Today it is difficult to find something that is distressed; I think there is only relative value at the present time.
You say in your books -- "don't listen to analysts; listen to markets" -- could you explain that?
I think analysts are frequently not very objective because they work for large investment banks and have a vested interest. It is very seldom in life to find someone who is in real estate who is negative about real estate or an art dealer who will tell you art prices will go down or a stock broker who will tell you stocks will go down.
I am sceptical about analysts that specialise in one sector because they have vested interest that that sector remains popular and actually attracts a lot of money. It is the same as a fund manager -- he cannot turn and tell his investor I don't think you should invest in India if he is an Indian fund because if his investors leave his fund, then he has no business left.
So these types of people with self-interest have a tendency, whether they are at heart optimistic or not, but at least to tell the public that they are optimistic.
You wrote a paper on life cycle of emerging markets. How relevant is that today and over the years what has been your experience of how the emerging markets behave?
I think all markets go through stages whether they are in a phase Zero which would be defined as a phase, where there is really no interest whatsoever in that asset class. It could be Latin American shares in the late 1980s after Latin America had gone through very high inflation rates, or it could have been Japanese shares, recently in 2003 after 14 years of bear market, there was very little interest in Japanese shares.
In India, we had several cycles and until three years ago, foreign investors have shown very little interest in Indian shares. Then there is usually a catalyst, which leads to some improvement in the economic conditions and financial conditions of that country, and then you have a bull market, which usually ends in a bubble.
Nobody knows whether in India, the bull market is ending now with this new high, or whether we will go to 15,000.
How would you judge the top?
I would say that frequently it is easier to identify a major low. When lows occur, you have very often have a lengthy base-building period during which a commodity, or a stock trades sideways for many years, and then there is a breakout on the upside.
With the market tops, a bubble is a bubble and you hardly know at what point it will break. If you take Nasdaq, it could have been broken at 4000 a year earlier, or at 5000 in March 2000, or at 7000, who knows, it was exaggerated any way. To identify tops is easier once the top has already occurred, than ahead of time.
A lot of people say that you get the trend right, but the timing wrong. Is it important to get both of them right?
I don't think I always have been pessimistic. I have been involved in fund management as a chairman of a variety of funds. I have written a lot about emerging markets and promoted emerging markets over the last 25 years.
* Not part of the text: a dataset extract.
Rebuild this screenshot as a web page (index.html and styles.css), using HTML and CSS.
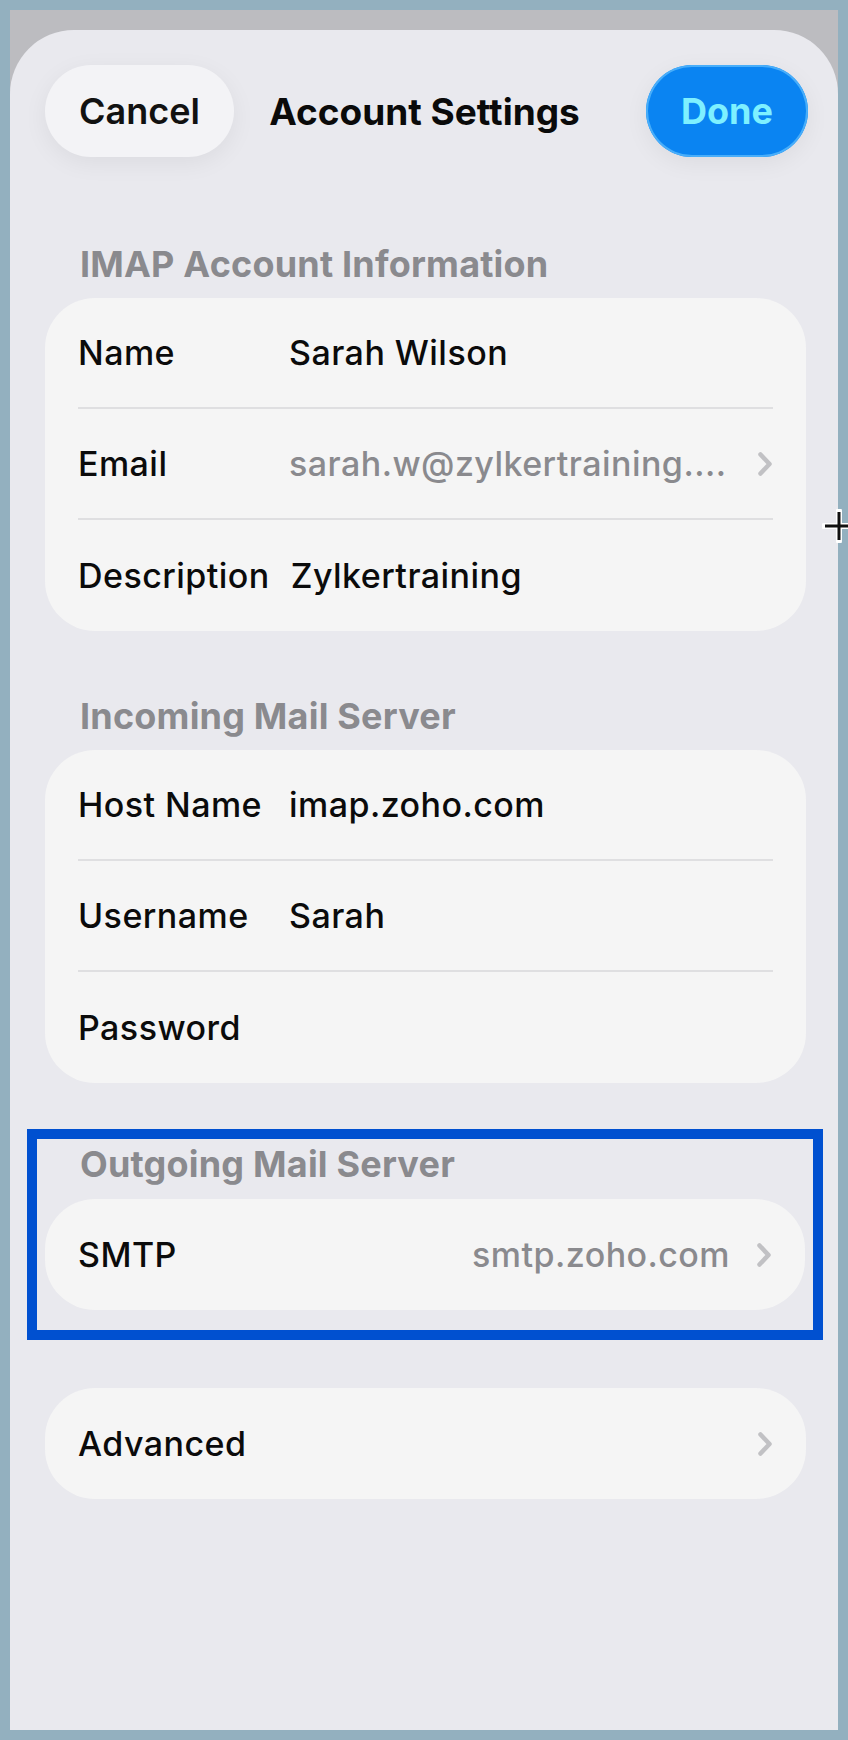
FILE: index.html
```html
<!DOCTYPE html>
<html lang="en">
  <head>
    <meta charset="UTF-8" />
    <meta name="viewport" content="width=device-width, initial-scale=1.0" />
    <title>Account Settings</title>
    <link rel="stylesheet" href="styles.css">
  </head>
  <body>
    <div class="screen">
      <div class="sheet">
        <!-- Верхняя панель -->
        <header class="topbar">
          <button class="pill cancel">Cancel</button>
          <h1 class="title">Account Settings</h1>
          <button class="pill done">Done</button>
        </header>

        <!-- IMAP -->
        <h2 class="section-title first">IMAP Account Information</h2>
        <div class="card">
          <div class="row">
            <span class="label">Name</span>
            <span class="value">Sarah Wilson</span>
          </div>
          <div class="row">
            <span class="label">Email</span>
            <span class="value muted">sarah.w@zylkertraining....</span>
            <svg class="chevron" viewBox="0 0 16 26"><path d="M3.5 3.5 L12.5 13 L3.5 22.5" /></svg>
          </div>
          <div class="row">
            <span class="label">Description</span>
            <span class="value">Zylkertraining</span>
          </div>
        </div>

        <!-- Входящая почта -->
        <h2 class="section-title">Incoming Mail Server</h2>
        <div class="card">
          <div class="row">
            <span class="label">Host Name</span>
            <span class="value">imap.zoho.com</span>
          </div>
          <div class="row">
            <span class="label">Username</span>
            <span class="value">Sarah</span>
          </div>
          <div class="row">
            <span class="label">Password</span>
            <span class="value"></span>
          </div>
        </div>

        <!-- Исходящая почта (выделено рамкой) -->
        <div class="highlight">
          <h2 class="section-title">Outgoing Mail Server</h2>
          <div class="card single">
            <div class="row">
              <span class="label">SMTP</span>
              <span class="value muted right">smtp.zoho.com</span>
              <svg class="chevron" viewBox="0 0 16 26"><path d="M3.5 3.5 L12.5 13 L3.5 22.5" /></svg>
            </div>
          </div>
        </div>

        <div class="card single advanced">
          <div class="row">
            <span class="label">Advanced</span>
            <span class="value"></span>
            <svg class="chevron" viewBox="0 0 16 26"><path d="M3.5 3.5 L12.5 13 L3.5 22.5" /></svg>
          </div>
        </div>
      </div>
    </div>

    <!-- курсор мыши -->
    <svg class="cursor" viewBox="0 0 34 34">
      <path d="M17 2 V32 M2 17 H32" stroke="#fff" stroke-width="6" stroke-linecap="round" />
      <path d="M17 3 V31 M3 17 H31" stroke="#111" stroke-width="3" />
    </svg>
  </body>
</html>
```

FILE: styles.css
```css
/* Основа */
body {
  margin: 0;
  background-color: #93b0bf;
  font-family: Inter, "Noto Sans", sans-serif;
  position: relative;
}

.screen {
  width: 828px;
  height: 1720px;
  margin: 10px;
  padding-top: 20px;
  box-sizing: border-box;
  background-color: #bcbcc0;
}

.sheet {
  height: 1700px;
  padding: 35px 32px 0 35px;
  box-sizing: border-box;
  background-color: #e9e9ee;
  border-radius: 64px 64px 0 0;
}

/* Верхняя панель */
.topbar {
  display: grid;
  grid-template-columns: 1fr auto 1fr;
  align-items: center;
}

.pill {
  height: 92px;
  border: none;
  border-radius: 46px;
  font-family: inherit;
  font-size: 36px;
  padding: 0;
}

.cancel {
  justify-self: start;
  width: 189px;
  background-color: #f3f3f6;
  color: #111;
  font-weight: 600;
  box-shadow: 0 6px 24px rgba(0, 0, 0, 0.06);
}

.done {
  justify-self: end;
  width: 162px;
  margin-right: -2px;
  background-color: #0a84f2;
  color: #7ef0ff;
  font-weight: 700;
  box-shadow: inset 0 0 0 2px #48aefa, 0 6px 24px rgba(0, 0, 0, 0.06);
}

.title {
  margin: 0 0 0 -2px;
  font-size: 37px;
  font-weight: 700;
  color: #0a0a0a;
}

/* Секции */
.section-title {
  margin: 64px 0 13px 0;
  font-size: 36px;
  line-height: 42px;
  font-weight: 700;
  letter-spacing: 0.2px;
  color: #8a8a8e;
  padding-left: 35px;
}

.section-title.first {
  margin-top: 86px;
}

.card {
  background-color: #f5f5f5;
  border-radius: 50px;
}

.row {
  display: flex;
  align-items: center;
  height: 111px;
  margin: 0 33px;
  box-sizing: border-box;
  border-bottom: 2px solid #dfdfe1;
  font-size: 34px;
  font-weight: 500;
  letter-spacing: 0.45px;
  color: #0b0b0b;
}

.row:last-child {
  border-bottom: none;
}

.label {
  min-width: 190px;
  margin-right: 21px;
  white-space: nowrap;
}

.value {
  flex: 1;
  white-space: nowrap;
}

.muted {
  color: #8a8a8e;
}

.right {
  text-align: right;
  margin-right: 26px;
}

.chevron {
  width: 16px;
  height: 26px;
  flex-shrink: 0;
}

.chevron path {
  fill: none;
  stroke: #c1c1c4;
  stroke-width: 4.5;
  stroke-linecap: round;
  stroke-linejoin: round;
}

/* Синяя рамка вокруг исходящего сервера */
.highlight {
  margin: 46px -17px 0 -18px;
  padding: 0 8px 20px 8px;
  border: 10px solid #0050d0;
}

.highlight .section-title {
  margin-top: 4px;
  margin-bottom: 14px;
}

.advanced {
  margin-top: 48px;
}

.cursor {
  position: absolute;
  left: 822px;
  top: 509px;
  width: 34px;
  height: 34px;
}
```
Concerning the timing, I am the first one to admit that to press a button and say this is the low and press it again and say this is the peak, is very difficult. I am not sure if anyone has successfully managed to do that. I always look at what is the risk and what is the reward of an investment.
If you can find an asset class or stock market that is inexpensive I am prepared to wait until it moves. People criticized me in 1999, when I said buy gold now because it has gone down for 20 years, it may be an opportunity to buy it and it started to move in 2001. For two years you are sitting without any reward but then it went up significantly since then.
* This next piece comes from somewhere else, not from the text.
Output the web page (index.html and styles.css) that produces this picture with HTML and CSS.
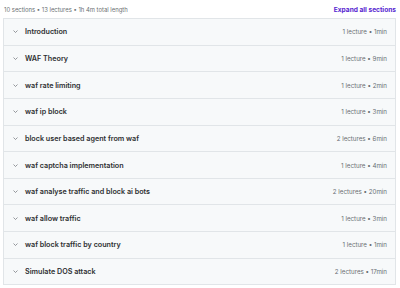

How important is it to understand the role of the Federal Reserve to understand the world economy?
I think it is very important to understand the fact that we have a central banking system where the central banks can indicate, theoretically drop dollar bills from Helicopters. You won't be able to do that because all American helicopters are in Iraq. But they can print money, that is a fact and they can flood the system with liquidity.
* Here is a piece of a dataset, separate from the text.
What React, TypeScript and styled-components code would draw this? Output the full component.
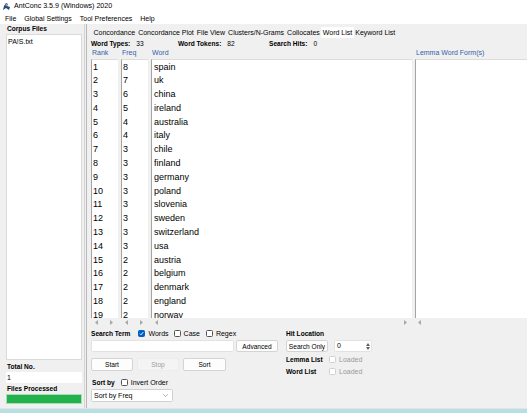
import React from 'react'
import styled, { createGlobalStyle } from 'styled-components'

const GlobalStyle = createGlobalStyle`
    html, body {
        margin: 0;
        padding: 0;
        background: #f0f0f0;
    }
    body {
        font-family: "Liberation Sans", Arial, sans-serif;
        color: #000;
    }
`

const Window = styled.div`
    width: 527px;
    height: 413px;
    display: flex;
    flex-direction: column;
    overflow: hidden;
    background: #f0f0f0;
`

const TitleBar = styled.div`
    height: 12px;
    background: #fff;
    display: flex;
    align-items: center;
    gap: 3px;
    padding-left: 2px;
    font-size: 7.1px;
`

const MenuBar = styled.div`
    height: 12px;
    background: #fff;
    display: flex;
    align-items: center;
    padding-left: 5px;
    font-size: 7px;
`

const MenuItem = styled.span`
    margin-right: 8px;
`

const Main = styled.div`
    height: 384px;
    display: flex;
`

const LeftPanel = styled.div`
    width: 84px;
    flex: none;
    display: flex;
    flex-direction: column;
    padding: 0 2px 4px 6px;
    box-sizing: border-box;
`

const Splitter = styled.div`
    width: 3px;
    flex: none;
    border-left: 1px solid #d4d4d4;
    border-right: 1px solid #b8b8b8;
    box-sizing: border-box;
`

const BoldLabel = styled.div<{ $width?: number; $pl?: number }>`
    font-weight: bold;
    font-size: 6.6px;
    white-space: nowrap;
    padding-left: ${p => p.$pl ?? 0}px;
    ${p => (p.$width ? `width: ${p.$width}px; flex: none;` : '')}
`

const PanelLabel = styled(BoldLabel)`
    height: 10px;
    line-height: 10px;
    padding-left: 1px;
`

const CorpusList = styled.div`
    flex: 1;
    background: #fff;
    border: 1px solid #dadada;
    font-size: 7px;
    padding: 3px 0 0 1px;
    margin-bottom: 2px;
`

const ValueBox = styled.div`
    height: 11px;
    background: #fff;
    font-size: 7px;
    line-height: 11px;
    padding-left: 1px;
    margin-bottom: 1px;
`

const ProgressBar = styled.div`
    height: 10px;
    background: #22b14c;
    border: 1px solid #a8dcb2;
    box-sizing: border-box;
`

const RightPanel = styled.div`
    flex: 1;
    min-width: 0;
    display: flex;
    flex-direction: column;
    padding-left: 4px;
`

const Tabs = styled.div`
    height: 14px;
    display: flex;
    align-items: flex-end;
    font-size: 7px;
    margin-left: 1px;
`

const Tab = styled.div<{ $active?: boolean }>`
    height: 11px;
    line-height: 11px;
    padding: 0 1.5px;
    background: ${p => (p.$active ? '#fff' : 'transparent')};
`

const Stats = styled.div`
    height: 10px;
    display: flex;
    align-items: center;
`

const Stat = styled.div<{ $width: number }>`
    width: ${p => p.$width}px;
    flex: none;
    display: flex;
    align-items: center;
    gap: 6px;
    font-size: 6.6px;
`

const Columns = styled.div`
    flex: 1;
    display: flex;
    gap: 3px;
    min-height: 0;
`

const Column = styled.div<{ $width?: number }>`
    display: flex;
    flex-direction: column;
    ${p => (p.$width ? `width: ${p.$width}px; flex: none;` : 'flex: 1; min-width: 0;')}
`

const ColumnHeader = styled.div`
    height: 11px;
    line-height: 10px;
    font-size: 7px;
    color: #3560a8;
    padding-left: 1px;
    white-space: nowrap;
`

const ListBox = styled.div<{ $pl?: number }>`
    flex: 1;
    background: #fff;
    border-left: 1px solid #a4a4a4;
    border-top: 1px solid #dcdcdc;
    overflow: hidden;
    padding: 0.5px 0 0 ${p => p.$pl ?? 1}px;
    font-size: 9px;
    line-height: 13.8px;
`

const ScrollRow = styled.div<{ $pl?: number }>`
    height: 9px;
    display: flex;
    align-items: center;
    justify-content: space-between;
    padding: 0 5px 0 ${p => p.$pl ?? 4}px;
`

const Arrow = ({ dir }: { dir: 'left' | 'right' }) => (
    <svg width="3" height="5" viewBox="0 0 3 5">
        <polygon points={dir === 'left' ? '3,0 0,2.5 3,5' : '0,0 3,2.5 0,5'} fill="#a8a8a8" />
    </svg>
)

const Controls = styled.div`
    height: 81px;
    display: flex;
    gap: 8px;
    padding-top: 2px;
    box-sizing: border-box;
`

const Group = styled.div<{ $width?: number }>`
    display: flex;
    flex-direction: column;
    ${p => (p.$width ? `width: ${p.$width}px;` : '')}
`

const Row = styled.div<{ $top?: number; $height?: number; $gap?: number }>`
    display: flex;
    align-items: center;
    gap: ${p => p.$gap ?? 0}px;
    margin-top: ${p => p.$top ?? 0}px;
    height: ${p => p.$height ?? 9}px;
    font-size: 7px;
`

const CheckLabel = styled.label<{ $disabled?: boolean; $ml: number }>`
    display: flex;
    align-items: center;
    gap: 3px;
    margin-left: ${p => p.$ml}px;
    color: ${p => (p.$disabled ? '#9a9a9a' : '#000')};
    font-size: 7px;
`

const Box = styled.span<{ $checked?: boolean; $disabled?: boolean }>`
    width: 7px;
    height: 7px;
    box-sizing: border-box;
    border-radius: 1.5px;
    display: inline-flex;
    align-items: center;
    justify-content: center;
    background: ${p => (p.$checked ? '#0060c0' : '#fff')};
    border: 1px solid ${p => (p.$checked ? '#0060c0' : p.$disabled ? '#d0d0d0' : '#555')};
`

const Check = ({ checked, disabled, children, ml = 8 }: { checked?: boolean; disabled?: boolean; children: React.ReactNode; ml?: number }) => (
    <CheckLabel $disabled={disabled} $ml={ml}>
        <Box $checked={checked} $disabled={disabled}>
            {checked && (
                <svg width="5" height="5" viewBox="0 0 5 5">
                    <polyline points="0.8,2.6 2,3.8 4.2,1.2" fill="none" stroke="#fff" strokeWidth="0.9" />
                </svg>
            )}
        </Box>
        {children}
    </CheckLabel>
)

const TextInput = styled.div<{ $width: number }>`
    width: ${p => p.$width}px;
    height: 12px;
    box-sizing: border-box;
    background: #fff;
    border: 1px solid #e2e2e2;
    border-radius: 1.5px;
    font-size: 7px;
    line-height: 10px;
    padding-left: 2px;
    position: relative;
`

const Button = styled.div<{ $width: number; $disabled?: boolean }>`
    width: ${p => p.$width}px;
    height: 100%;
    box-sizing: border-box;
    display: flex;
    align-items: center;
    justify-content: center;
    font-size: 6.6px;
    border-radius: 2px;
    background: ${p => (p.$disabled ? '#f4f4f4' : '#fdfdfd')};
    border: 1px solid ${p => (p.$disabled ? '#ececec' : '#d4d4d4')};
    color: ${p => (p.$disabled ? '#a0a0a0' : '#000')};
`

const Spin = styled.div`
    position: absolute;
    right: 1px;
    top: 1px;
    bottom: 1px;
    width: 5px;
    display: flex;
    flex-direction: column;
    align-items: center;
    justify-content: space-around;
`

const Select = styled.div`
    width: 82px;
    height: 13px;
    box-sizing: border-box;
    background: #fff;
    border: 1px solid #d0d0d0;
    border-radius: 1.5px;
    display: flex;
    align-items: center;
    justify-content: space-between;
    padding: 0 4px 0 2px;
    font-size: 7px;
`

const BottomStrip = styled.div`
    flex: 1;
    background: #b6e0e3;
    border-top: 1px solid #e4e4e4;
`

const rows: [string, string][] = [
    ['8', 'spain'], ['7', 'uk'], ['6', 'china'], ['5', 'ireland'], ['4', 'australia'],
    ['4', 'italy'], ['3', 'chile'], ['3', 'finland'], ['3', 'germany'], ['3', 'poland'],
    ['3', 'slovenia'], ['3', 'sweden'], ['3', 'switzerland'], ['3', 'usa'], ['2', 'austria'],
    ['2', 'belgium'], ['2', 'denmark'], ['2', 'england'], ['2', 'norway'],
]

const tabs = ['Concordance', 'Concordance Plot', 'File View', 'Clusters/N-Grams', 'Collocates', 'Word List', 'Keyword List']

const AppIcon = () => (
    <svg width="9" height="9" viewBox="0 0 9 9">
        <polygon points="1,8 2,4 4,1 6,2 5,4 8,5 7,8 4,6" fill="#2d4a72" />
        <circle cx="4.5" cy="3" r="1" fill="#8fb4dc" />
    </svg>
)

export default function App() {
    return (
        <Window>
            <GlobalStyle />
            <TitleBar>
                <AppIcon />
                <span>AntConc 3.5.9 (Windows) 2020</span>
            </TitleBar>
            <MenuBar>
                <MenuItem>File</MenuItem>
                <MenuItem>Global Settings</MenuItem>
                <MenuItem>Tool Preferences</MenuItem>
                <MenuItem>Help</MenuItem>
            </MenuBar>
            <Main>
                <LeftPanel>
                    <PanelLabel>Corpus Files</PanelLabel>
                    <CorpusList>PA!S.txt</CorpusList>
                    <PanelLabel>Total No.</PanelLabel>
                    <ValueBox>1</ValueBox>
                    <PanelLabel>Files Processed</PanelLabel>
                    <ProgressBar />
                </LeftPanel>
                <Splitter />
                <RightPanel>
                    <Tabs>
                        {tabs.map(t => (
                            <Tab key={t} $active={t === 'Word List'}>{t}</Tab>
                        ))}
                    </Tabs>
                    <Stats>
                        <Stat $width={87}><BoldLabel>Word Types:</BoldLabel>33</Stat>
                        <Stat $width={91}><BoldLabel>Word Tokens:</BoldLabel>82</Stat>
                        <Stat $width={80}><BoldLabel>Search Hits:</BoldLabel>0</Stat>
                    </Stats>
                    <Columns>
                        <Column $width={27}>
                            <ColumnHeader>Rank</ColumnHeader>
                            <ListBox>{rows.map((_, i) => <div key={i}>{i + 1}</div>)}</ListBox>
                            <ScrollRow><Arrow dir="left" /><Arrow dir="right" /></ScrollRow>
                        </Column>
                        <Column $width={27}>
                            <ColumnHeader>Freq</ColumnHeader>
                            <ListBox>{rows.map(([f], i) => <div key={i}>{f}</div>)}</ListBox>
                            <ScrollRow><Arrow dir="left" /><Arrow dir="right" /></ScrollRow>
                        </Column>
                        <Column $width={261}>
                            <ColumnHeader>Word</ColumnHeader>
                            <ListBox $pl={2}>{rows.map(([, w], i) => <div key={i}>{w}</div>)}</ListBox>
                            <ScrollRow><Arrow dir="left" /><Arrow dir="right" /></ScrollRow>
                        </Column>
                        <Column>
                            <ColumnHeader>Lemma Word Form(s)</ColumnHeader>
                            <ListBox />
                            <ScrollRow $pl={3}><Arrow dir="left" /></ScrollRow>
                        </Column>
                    </Columns>
                    <Controls>
                        <Group $width={187}>
                            <Row>
                                <BoldLabel>Search Term</BoldLabel>
                                <Check checked ml={8}>Words</Check>
                                <Check ml={5}>Case</Check>
                                <Check ml={6}>Regex</Check>
                            </Row>
                            <Row $top={2} $height={12} $gap={2}>
                                <TextInput $width={143} />
                                <Button $width={42}>Advanced</Button>
                            </Row>
                            <Row $top={6} $height={13} $gap={4}>
                                <Button $width={42}>Start</Button>
                                <Button $width={42} $disabled>Stop</Button>
                                <Button $width={43}>Sort</Button>
                            </Row>
                            <Row $top={7}>
                                <BoldLabel $pl={1}>Sort by</BoldLabel>
                                <Check ml={6}>Invert Order</Check>
                            </Row>
                            <Row $top={2} $height={13}>
                                <Select>
                                    <span>Sort by Freq</span>
                                    <svg width="5" height="3" viewBox="0 0 5 3">
                                        <polyline points="0.3,0.3 2.5,2.6 4.7,0.3" fill="none" stroke="#909090" strokeWidth="0.7" />
                                    </svg>
                                </Select>
                            </Row>
                        </Group>
                        <Group>
                            <Row>
                                <BoldLabel>Hit Location</BoldLabel>
                            </Row>
                            <Row $top={2} $height={12} $gap={6}>
                                <Button $width={42}>Search Only</Button>
                                <TextInput $width={38}>
                                    0
                                    <Spin>
                                        <svg width="4" height="3" viewBox="0 0 4 3"><polygon points="0,3 2,0 4,3" fill="#606060" /></svg>
                                        <svg width="4" height="3" viewBox="0 0 4 3"><polygon points="0,0 2,3 4,0" fill="#606060" /></svg>
                                    </Spin>
                                </TextInput>
                            </Row>
                            <Row $top={3}>
                                <BoldLabel $width={43}>Lemma List</BoldLabel>
                                <Check disabled ml={0}>Loaded</Check>
                            </Row>
                            <Row $top={3}>
                                <BoldLabel $width={43}>Word List</BoldLabel>
                                <Check disabled ml={0}>Loaded</Check>
                            </Row>
                        </Group>
                    </Controls>
                </RightPanel>
            </Main>
            <BottomStrip />
        </Window>
    )
}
Then you have to find a measurement of inflation. We measure inflation by rise in money supply. It would be wrong to think that the inflation is just consumer price increases. Inflation is a loss of purchasing power of your currency, dollar or Rupee.
It can manifest itself by rise in consumer price but it can also manifest itself by a loss of purchasing power of money against real estate, or against stocks and real estate.
Americans have fewer passports than their mortgages, so clearly they don't care about dollar depreciating?
The difference between America and an emerging economy is that, the emerging economy usually borrows in a hard currency. They have difficulties in borrowing in local currencies. So they borrow in dollars or in yen.
So when the current account deficit balloons, it comes to a currency crisis and depreciation of currency and then an adjustment in the economy takes place with consumption slumping and then the current account balance will be retraced.
In the case of the US, they can print money as much as they like and keep current account deficit ballooning and also have a very negative net asset position and it doesn't hurt them because their borrowings are in dollars.
How long will the foreign governments, the Chinese, the Japanese continue to subsidies these huge deficits. What are the implications when they pull from the T-bill auctions?
It is conceivable that we have a dollar stand and dollar depreciates in value. Since the year 2000, the stock market has deprecated against the price of gold and dollar has depreciated against the price of gold.
The gold price has gone up in dollar terms and that could continue for quite some time. I think eventually the world will be very apprehensive to hold dollars and will rush into assets.
What is the public enemy No 1 in your book, would it be inflation, or deflation?
In my book public enemy No 1 are the central banks. I think the world will be much better off under a gold standard. Other than that, I think the asset inflation is much more dangerous than consumer price inflation because asset inflation is driven by a huge credit bubble. Then asset prices become very expensive and when asset prices go down it leads to recession.
So the Central Banks will support asset prices and see to it that they keep on going up. So they will inflate more and more and eventually you will come to an economic collapse.
Can the dollar fall alone, or would it be the dominos effect, which would take down other markets?
In my opinion, the dollar will depreciate mostly against the gold. In the long run, what you will see is the standard of living in America will decline very significantly compared to the standard of living in Asia.
And the stock market capitalization of US, which is now 52% of the world's stock market capitalization, which will decline to somewhere between 20% and 30% and the Asian stock market capitalization will rise to between 20% and 30%, possibly 50% of the world.